This is not my original insight; it's something that comes up in the ACKS discord occasionally, but that I don't think I've ever seen talked about in the rest of the OSRosphere
It can seem kind of cruel to have monsters with save-or-die poison on the first level of the dungeon. But it's actually important for the long haul.
Save-or-die poison threatens characters regardless of their level (particularly in combination with "a natural 20 always hits"). When you put save-or-die monsters in the first level of the dungeon (and then all the rest) you are saying "it doesn't matter how high level you are, adventuring anywhere always carries some risk, no matter how small, of death."
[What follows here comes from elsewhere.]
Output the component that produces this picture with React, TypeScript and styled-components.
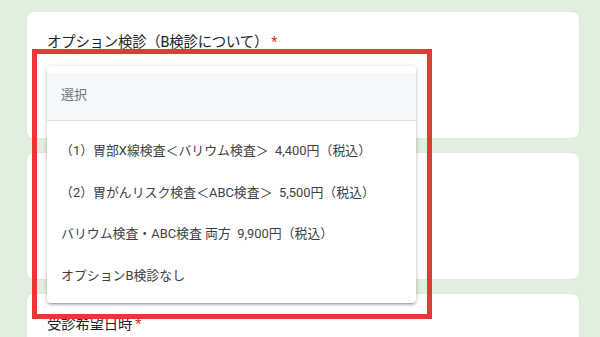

There is, in effect, a floor on the amount of risk that you are allowed to assume while still calling your activity "adventuring". Without some amount of real risk, would it be an adventure? No.
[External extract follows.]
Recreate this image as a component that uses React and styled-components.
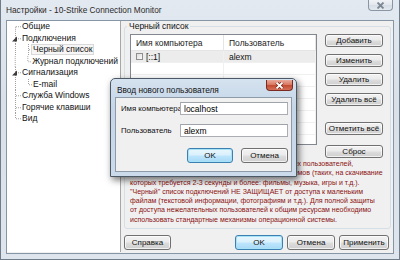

I think the existence of this risk floor is important to campaign gameplay as well as semantics. Making adventuring never quite safe discourages players from just sticking to the weakest areas and grinding out levels in as much safety as they can manage, because "as safe as you can manage" still always has "losing the game" on the table. Since you must take risks, you probably want to assume slightly more risk for a much higher payout (ie, push into deeper levels of the dungeon). So it helps keep the campaign from entering a degenerate state and helps motivate progress through the environment. It's probably also important for keeping play with mixed-level parties from getting boring for the players with higher-level characters. Finally, in-world, it also helps explain why high-level adventurers might want to hire low-level adventurers for certain jobs / delegate; the risk to those high-level adventurers is low, but never zero. Better to let someone else do the dying if you can get them to.